**WHAT TO DO**: Transcribe the material in full, exactly as written.

Rows from a dataset of pages and code
● ● ● ●

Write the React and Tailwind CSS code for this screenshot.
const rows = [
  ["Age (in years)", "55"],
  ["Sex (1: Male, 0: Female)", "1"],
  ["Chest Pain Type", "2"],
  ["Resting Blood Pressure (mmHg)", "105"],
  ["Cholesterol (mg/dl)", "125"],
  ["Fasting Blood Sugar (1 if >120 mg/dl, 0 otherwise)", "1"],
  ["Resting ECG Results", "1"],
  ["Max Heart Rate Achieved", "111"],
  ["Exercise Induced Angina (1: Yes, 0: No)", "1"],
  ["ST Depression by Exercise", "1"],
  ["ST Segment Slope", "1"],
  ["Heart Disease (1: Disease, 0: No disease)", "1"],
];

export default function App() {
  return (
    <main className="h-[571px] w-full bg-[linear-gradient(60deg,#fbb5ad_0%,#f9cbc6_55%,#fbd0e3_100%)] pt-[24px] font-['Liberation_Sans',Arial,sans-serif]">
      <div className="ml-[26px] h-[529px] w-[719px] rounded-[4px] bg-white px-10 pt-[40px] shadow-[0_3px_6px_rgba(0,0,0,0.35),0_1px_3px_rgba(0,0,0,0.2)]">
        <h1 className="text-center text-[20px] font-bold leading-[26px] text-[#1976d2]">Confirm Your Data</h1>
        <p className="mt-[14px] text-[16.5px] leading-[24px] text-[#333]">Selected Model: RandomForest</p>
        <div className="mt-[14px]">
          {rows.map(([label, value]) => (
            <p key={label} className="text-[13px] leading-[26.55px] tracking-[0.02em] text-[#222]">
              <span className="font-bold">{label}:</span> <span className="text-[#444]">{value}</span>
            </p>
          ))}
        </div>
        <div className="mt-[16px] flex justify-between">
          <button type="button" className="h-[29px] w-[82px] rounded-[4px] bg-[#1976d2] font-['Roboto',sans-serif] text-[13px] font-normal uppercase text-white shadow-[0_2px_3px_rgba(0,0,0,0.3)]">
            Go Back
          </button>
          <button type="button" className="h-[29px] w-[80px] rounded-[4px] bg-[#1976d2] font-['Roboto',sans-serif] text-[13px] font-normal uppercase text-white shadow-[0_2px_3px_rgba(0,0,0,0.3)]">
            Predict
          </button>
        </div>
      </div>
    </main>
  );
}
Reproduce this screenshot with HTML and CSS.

● ● ● ●

**CORRECT RESPONSE**:
Write the React and Tailwind CSS code for this screenshot.
const rows = [
  ["Age (in years)", "55"],
  ["Sex (1: Male, 0: Female)", "1"],
  ["Chest Pain Type", "2"],
  ["Resting Blood Pressure (mmHg)", "105"],
  ["Cholesterol (mg/dl)", "125"],
  ["Fasting Blood Sugar (1 if >120 mg/dl, 0 otherwise)", "1"],
  ["Resting ECG Results", "1"],
  ["Max Heart Rate Achieved", "111"],
  ["Exercise Induced Angina (1: Yes, 0: No)", "1"],
  ["ST Depression by Exercise", "1"],
  ["ST Segment Slope", "1"],
  ["Heart Disease (1: Disease, 0: No disease)", "1"],
];

export default function App() {
  return (
    <main className="h-[571px] w-full bg-[linear-gradient(60deg,#fbb5ad_0%,#f9cbc6_55%,#fbd0e3_100%)] pt-[24px] font-['Liberation_Sans',Arial,sans-serif]">
      <div className="ml-[26px] h-[529px] w-[719px] rounded-[4px] bg-white px-10 pt-[40px] shadow-[0_3px_6px_rgba(0,0,0,0.35),0_1px_3px_rgba(0,0,0,0.2)]">
        <h1 className="text-center text-[20px] font-bold leading-[26px] text-[#1976d2]">Confirm Your Data</h1>
        <p className="mt-[14px] text-[16.5px] leading-[24px] text-[#333]">Selected Model: RandomForest</p>
        <div className="mt-[14px]">
          {rows.map(([label, value]) => (
            <p key={label} className="text-[13px] leading-[26.55px] tracking-[0.02em] text-[#222]">
              <span className="font-bold">{label}:</span> <span className="text-[#444]">{value}</span>
            </p>
          ))}
        </div>
        <div className="mt-[16px] flex justify-between">
          <button type="button" className="h-[29px] w-[82px] rounded-[4px] bg-[#1976d2] font-['Roboto',sans-serif] text-[13px] font-normal uppercase text-white shadow-[0_2px_3px_rgba(0,0,0,0.3)]">
            Go Back
          </button>
          <button type="button" className="h-[29px] w-[80px] rounded-[4px] bg-[#1976d2] font-['Roboto',sans-serif] text-[13px] font-normal uppercase text-white shadow-[0_2px_3px_rgba(0,0,0,0.3)]">
            Predict
          </button>
        </div>
      </div>
    </main>
  );
}
Reproduce this screenshot with HTML and CSS.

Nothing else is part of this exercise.